From this point, the Amir’s fortunes began to improve. He crossed the Oxus and made his way safely to Balkh. On the way, as he passed through the villages of northern Afghanistan, he realised that the mood had changed while he had been in prison and that disillusion with the Anglo-Sadozai regime was now widespread. ‘Along the road he questioned travellers,’ wrote Maulana Kashmiri in the
Akbarnama
, seeking news from Kabul and Bukhara.

 

One day he saw amongst the wayfarers

A young man who had set out from Kabul

 

He asked him: ‘What is the state of affairs in the land of Kabul?

What do they say of the Shah and the Firangi chiefs?

 

What plans have they for war and peace?

And what of the Khans? Are they as before . . . ?’

 

The young man said: ‘O mighty ruler of good fortune!

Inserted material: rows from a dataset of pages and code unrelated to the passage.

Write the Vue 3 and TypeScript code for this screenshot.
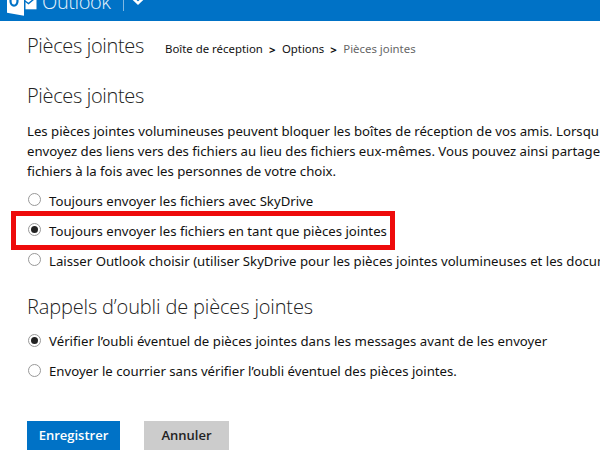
<script setup lang="ts">
import { ref } from 'vue'

interface Choice {
  id: string
  label: string
}

const sendChoices: Choice[] = [
  { id: 'skydrive', label: 'Toujours envoyer les fichiers avec SkyDrive' },
  { id: 'attach', label: 'Toujours envoyer les fichiers en tant que pièces jointes' },
  { id: 'auto', label: 'Laisser Outlook choisir (utiliser SkyDrive pour les pièces jointes volumineuses et les docum' },
]
const reminderChoices: Choice[] = [
  { id: 'check', label: 'Vérifier l’oubli éventuel de pièces jointes dans les messages avant de les envoyer' },
  { id: 'skip', label: 'Envoyer le courrier sans vérifier l’oubli éventuel des pièces jointes.' },
]
const intro: string[] = [
  'Les pièces jointes volumineuses peuvent bloquer les boîtes de réception de vos amis. Lorsqu',
  'envoyez des liens vers des fichiers au lieu des fichiers eux-mêmes. Vous pouvez ainsi partage',
  'fichiers à la fois avec les personnes de votre choix.',
]
const sendMode = ref('attach')
const reminder = ref('check')
</script>

<template>
  <div class="page">
    <header class="bar">
      <svg class="logo" width="37" height="21" viewBox="0 0 37 21">
        <path d="M7 0H24V15.7L7 12.7Z" fill="#fff" />
        <path d="M25.5 0H36.5V9.3H25.5Z" fill="#fff" />
        <ellipse cx="14" cy="1" rx="3.5" ry="4.7" fill="none" stroke="#0072c6" stroke-width="2.2" />
        <path d="M25 1L28.5 3.6L34 -1" fill="none" stroke="#0072c6" stroke-width="1.4" />
      </svg>
      <span class="brand">Outlook</span>
      <i class="divider"></i>
      <svg class="chevron" width="12" height="8" viewBox="0 0 12 8">
        <path d="M1 -1.5L6 3.2L11 -1.5" fill="none" stroke="#fff" stroke-width="2.6" />
      </svg>
    </header>
    <main>
      <div class="top">
        <h1>Pièces jointes</h1>
        <nav>
          <a>Boîte de réception</a><b>&gt;</b><a>Options</a><b>&gt;</b><span>Pièces jointes</span>
        </nav>
      </div>
      <h2 class="first">Pièces jointes</h2>
      <p class="intro"><span v-for="(l, i) in intro" :key="i" :class="'line-' + i">{{ l }}</span></p>
      <div class="choices">
        <div v-for="c in sendChoices" :key="c.id" :class="['choice', c.id]" @click="sendMode = c.id">
          <i :class="['radio', { on: sendMode === c.id }]"></i><span>{{ c.label }}</span>
        </div>
      </div>
      <h2 class="second">Rappels d’oubli de pièces jointes</h2>
      <div class="choices reminders">
        <div v-for="c in reminderChoices" :key="c.id" :class="['choice', c.id]" @click="reminder = c.id">
          <i :class="['radio', { on: reminder === c.id }]"></i><span>{{ c.label }}</span>
        </div>
      </div>
      <div class="actions">
        <button class="save">Enregistrer</button>
        <button class="cancel">Annuler</button>
      </div>
    </main>
  </div>
</template>

<style>
body { background: #fff; overflow: hidden; }
</style>

<style scoped>
.page { width: 600px; height: 450px; overflow: hidden; color: #111; font: 13.2px/20px "Noto Sans", "Open Sans", sans-serif; }
.bar { height: 21px; background: #0072c6; display: flex; align-items: flex-start; overflow: hidden; }
.logo { flex: none; margin-right: 5px; }
.brand { color: #e4f1fb; font: 300 20px/24px "Open Sans", sans-serif; letter-spacing: -0.4px; margin-top: -10px; width: 72px; white-space: nowrap; }
.divider { width: 1px; height: 11px; background: #80b8e2; margin: 0 8px 0 9px; }
.chevron { display: block; }
main { padding: 0 0 0 27px; }
.top { display: flex; height: 50px; align-items: flex-start; padding-top: 11px; box-sizing: border-box; }
h1, h2 { margin: 0; font: 300 20px/28px "Open Sans", sans-serif; color: #222; white-space: nowrap; }
h1, .first { letter-spacing: -0.35px; }
h1 { width: 138px; }
nav { display: flex; font-size: 11.4px; line-height: 20px; padding-top: 7px; white-space: nowrap; }
nav b { margin: 0 6px; padding-top: 1px; width: 7px; font-weight: 700; }
nav span { color: #666; }
.first { margin-top: 11px; }
.intro { margin: 11px 0 5px; }
.intro span { display: block; white-space: nowrap; }
.line-0 { letter-spacing: -0.01px; }
.line-1 { letter-spacing: -0.015px; }
.line-2 { letter-spacing: -0.03px; }
.choice { height: 30px; display: flex; align-items: center; white-space: nowrap; box-sizing: border-box; }
.check { letter-spacing: 0.02px; }
.attach { position: relative; }
.attach::before { content: ""; position: absolute; left: -16px; top: -5px; width: 384px; height: 39px; box-sizing: border-box; border: 5px solid #ee0b0b; }
.radio { width: 13px; height: 13px; box-sizing: border-box; border: 1px solid #999; border-radius: 50%; margin: -3px 8px 0 1px; flex: none; display: flex; align-items: center; justify-content: center; background: #fff; }
.radio.on::after { content: ""; width: 7px; height: 7px; border-radius: 50%; background: #222; }
.second { margin: 17px 0 5px; letter-spacing: -0.15px; }
.reminders .radio { margin-top: -1px; }
.actions { display: flex; gap: 24px; margin-top: 35px; }
button { border: 0; padding: 0; height: 29px; font: 600 13px/29px "Open Sans", sans-serif; }
.save { background: #0072c6; color: #fff; width: 93px; }
.cancel { background: #ccc; color: #222; width: 85px; }
</style>
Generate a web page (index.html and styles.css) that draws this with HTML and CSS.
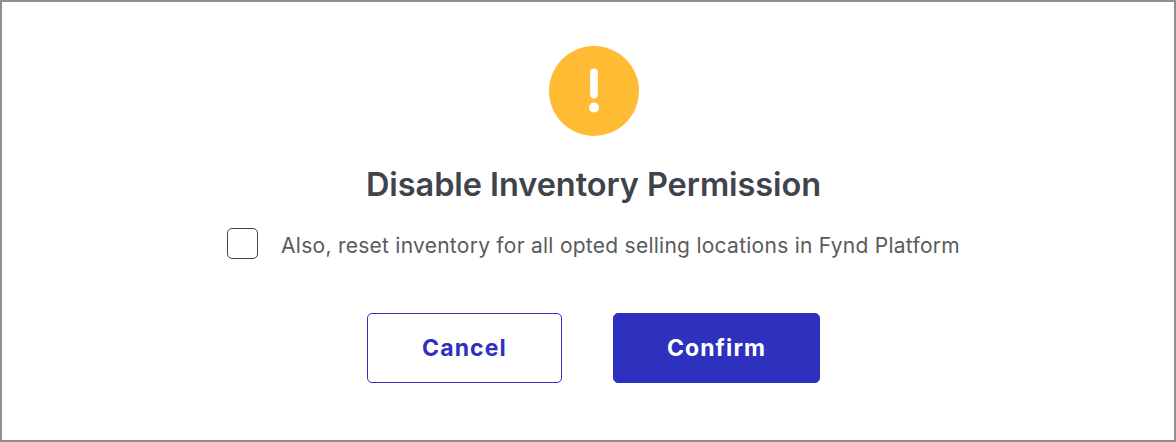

Shuja is not that Shuja of yore, his mind is not the same as before

 

Like Kings he has a seat upon the throne

But he does not rule the land nor have his hand upon the treasury

 

Secretly, he is in anguish, his soul exhausted

Less than a watchman, such a king is he.’
89

 

The Amir eventually made his way to his former host, the Mir Wali at Khamard, where he found his son Afzal Khan waiting for him. Here the Uzbek leader again offered to help him – the Mir Wali had owed his power and position entirely to Dost Mohammad’s patronage – but also brought him bad news. The Amir’s brother, Nawab Jabar Khan, had despaired of the Amir ever freeing himself from his prison and had just surrendered himself to the British authorities, along with the Amir’s harem. Undaunted, the Amir decided he had no option but to fight, and again publicly declared a jihad on the Firangis. For the Afghan poets this was a heroic moment:

 

He girded his loins to battle the enemy

And sought out his scattered army

 

Of men and blade-wielding battalions

He gathered five hundred horsemen

 

In Kabul
Laat Jangi
Macnaghten heard the news

That the forces of the brave Amir were drawing near

 

Loins girded and belt tightened for battle

With Uzbek battalions he was coming to war

 

Laat Jangi
, Macnaghten, Lord of War, commanded
Daaktar
[Dr Percival Lord]

To take forty thousand, with forty commanders

 

Like a savage tiger, they gave chase

Intent on hunting the brave lion

 

Roaring and full of passion, they came forth

Driving towards Bamiyan
90

 

Dost Mohammad now had at his disposal a small force of under a thousand Uzbek horsemen. Advancing southwards, he managed to drive away the British sepoys of the first British outpost he came across. Shortly afterwards, the Afghan force at Bamiyan under Saleh Mohammad deserted and joined the Amir’s army.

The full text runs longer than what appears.